With the rise of chronic illness, increased life expectancy, and complex medical technology, palliative care offers quality of life to those facing life ending or life limiting illness. In this course, students will read, discuss, and engage the basic concepts of palliative care. Students will explore contemporary issues in healthcare that challenge patients coping with advanced illness. This course prepares caregivers to advance in their practice of tending to those facing serious illness.

How this course benefits students

Students who will work with seriously ill patients must understand the essential components of good palliative care. Students will come away with this understanding and will find it a foundation to build upon through other coursework and life experiences.

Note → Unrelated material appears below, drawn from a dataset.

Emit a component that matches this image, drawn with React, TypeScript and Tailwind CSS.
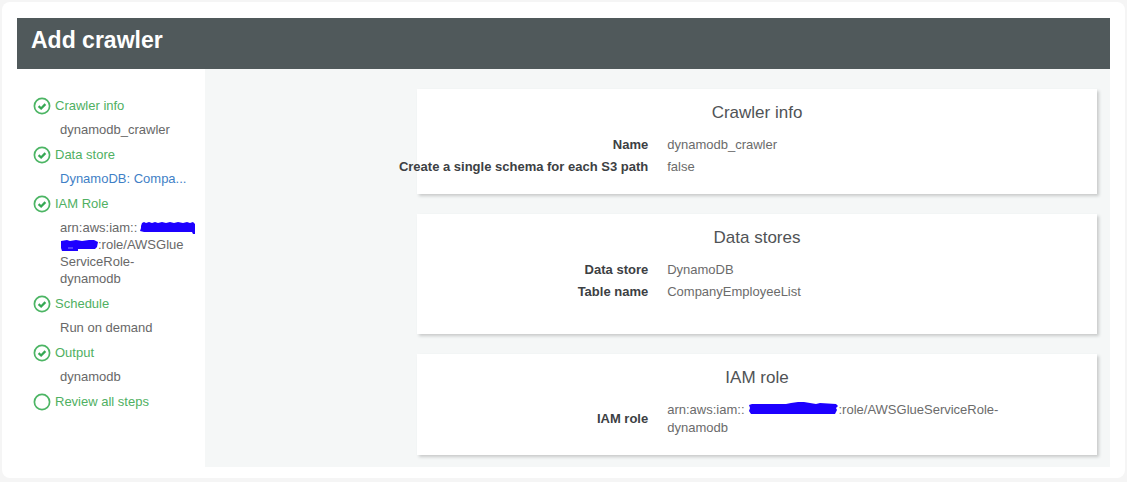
import type { ReactNode } from "react"

function StepIcon({ done }: { done: boolean }) {
  return (
    <svg viewBox="0 0 18 18" className="h-[18px] w-[18px] shrink-0" fill="none" aria-hidden="true">
      <circle cx="9" cy="9" r="7.6" stroke="#4cb564" strokeWidth="1.7" />
      {done && <path d="M5.6 9.2l2.5 2.3 4.3-4.4" stroke="#35a853" strokeWidth="2.3" />}
    </svg>
  )
}

// Marker strokes over the account number
function RedactedStart() {
  return (
    <svg viewBox="-3 -3 59 17" className="inline-block h-[17px] w-[59px] align-top" aria-hidden="true">
      <path
        d="M1 4L2 1 4 0 6 1 9 0 12 1 15 0 18 1 22 0 26 1 30 0 34 1 38 0 43 1 47 0 50 1 53 0 55 2 55 12 53 12 52 10 4 10 0 9 1 6Z"
        fill="#1d00ff"
      />
    </svg>
  )
}

function RedactedEnd() {
  return (
    <svg viewBox="0 -1 38 17" className="inline-block h-[17px] w-[38px] align-top" aria-hidden="true">
      <path d="M1 4L7 3 10 4 16 3 22 4 29 3 34 3 38 5 37 10 35 12 18 12 18 14 2 14 1 11Z" fill="#1d00ff" />
      <path d="M8 11h5" stroke="#8c80ff" />
    </svg>
  )
}

function RedactedLong() {
  return (
    <svg viewBox="-3 0 94 14" className="inline-block h-[14px] w-[94px] align-top" aria-hidden="true">
      <path
        d="M1 4L4 3 38 3 43 2 50 1 56 1 62 2 68 3 72 2 88 3 90 5 88 7 89 9 87 13 3 13 1 10 2 7Z"
        fill="#1d00ff"
      />
    </svg>
  )
}

const steps: { title: string; done: boolean; detail?: ReactNode }[] = [
  { title: "Crawler info", done: true, detail: "dynamodb_crawler" },
  {
    title: "Data store",
    done: true,
    detail: (
      <a href="#data-store" className="whitespace-nowrap text-[#3f7fc6]">
        DynamoDB: Compa...
      </a>
    ),
  },
  {
    title: "IAM Role",
    done: true,
    detail: (
      <>
        <span className="whitespace-nowrap">
          arn:aws:iam::
          <RedactedStart />
        </span>
        <br />
        <RedactedEnd />
        :role/AWSGlue
        <br />
        ServiceRole-
        <br />
        dynamodb
      </>
    ),
  },
  { title: "Schedule", done: true, detail: "Run on demand" },
  { title: "Output", done: true, detail: "dynamodb" },
  { title: "Review all steps", done: false },
]

function Row({ label, children }: { label: string; children: ReactNode }) {
  return (
    <div className="flex items-center py-[2px]">
      <dt className="flex w-[34%] shrink-0 justify-end font-bold whitespace-nowrap text-[#3c4043]">{label}</dt>
      <dd className="mr-16 ml-[19px] flex-1 text-[#6b6b6b]">{children}</dd>
    </div>
  )
}

function Panel({ title, className, children }: { title: string; className?: string; children: ReactNode }) {
  return (
    <section className={`bg-white pt-3 shadow-[2px_2px_3px_#c8caca] ${className ?? "pb-4"}`}>
      <h2 className="mb-[9px] text-center text-[17px] leading-6 text-[#505356]">{title}</h2>
      <dl className="text-[13px] leading-[18px]">{children}</dl>
    </section>
  )
}

export default function App() {
  return (
    <div className="min-h-screen bg-[#f5f5f5] px-[2px] pt-[2px] pb-1 font-['Liberation_Sans',Arial,sans-serif]">
      <div className="rounded-lg bg-white px-[15px] pt-4 pb-[11px]">
        <header className="bg-[#50595b] px-[14px] pt-2 pb-[15px]">
          <h1 className="text-[23px] leading-7 font-bold text-white">Add crawler</h1>
        </header>

        <div className="flex">
          <nav aria-label="Crawler steps" className="w-[188px] shrink-0 pt-7 pr-[14px] pl-4 text-[13px] leading-[17px]">
            <ol className="flex flex-col gap-2">
              {steps.map((step) => (
                <li key={step.title}>
                  <a href="#step" className="flex h-[17px] items-center gap-1 text-[#4fb062]">
                    <StepIcon done={step.done} />
                    {step.title}
                  </a>
                  {step.detail && <div className="mt-[7px] ml-[27px] text-[#686868]">{step.detail}</div>}
                </li>
              ))}
            </ol>
          </nav>

          <main className="flex min-w-0 flex-1 flex-col gap-5 bg-[#f5f7f7] pt-5 pr-[13px] pb-3 pl-[212px]">
            <Panel title="Crawler info">
              <Row label="Name">dynamodb_crawler</Row>
              <Row label="Create a single schema for each S3 path">false</Row>
            </Panel>

            <Panel title="Data stores" className="pb-[31px]">
              <Row label="Data store">DynamoDB</Row>
              <Row label="Table name">CompanyEmployeeList</Row>
            </Panel>

            <Panel title="IAM role">
              <Row label="IAM role">
                arn:aws:iam::
                <RedactedLong />
                :role/AWSGlueServiceRole-
                <wbr />
                dynamodb
              </Row>
            </Panel>
          </main>
        </div>
      </div>
    </div>
  )
}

Why this course is important

As people live longer and with more chronic illnesses, palliative care is becoming more and more a part of a person's care. It is essential that people of faith understand and engage with palliative care in their communities so faith has a voice in this critical time in people's lives.

Credit hours
3 hours
Subject area
Hospice & Palliative Care
Educational level
Master
Learning type
Instructional
Prerequisites
None
Upcoming terms
Pending
* Schedule subject to change. Please contact the Registrar's office with schedule questions.
Professor
Dr. Lenny Marshall, BCC, Professor of Hospice & Palliative Care

How this course relates to missional core values

Biblically based

Jesus speaks of the "body, soul, mind, and strength" as interrelated elements of a person's being. Palliative care is concerned for the whole person.

Missionally driven

The rise of palliative care reflects a work of God in making the healthcare system more concerned with the whole person. For spiritual caregivers to share in this work is to join God where He is actively at work.

Contextually informed

A person who engages palliative care is likely struggling with critical life and death matters. The well-trained spiritual caregiver will know how to meet those specific spiritual needs.

Interculturally focused

Palliative care is committed to care for all. This provides the spiritual caregiver the opportunity to engage people of diverse faith and cultural backgrounds.

Practically minded

Students will develop skills that will help them meet particular needs of seriously ill patients and will help the student reflect on his or her own mortality and care needs as they age.

Experientially transformed

Students will move beyond the virtual classroom to seek out palliative care as it is working in their own communities and context.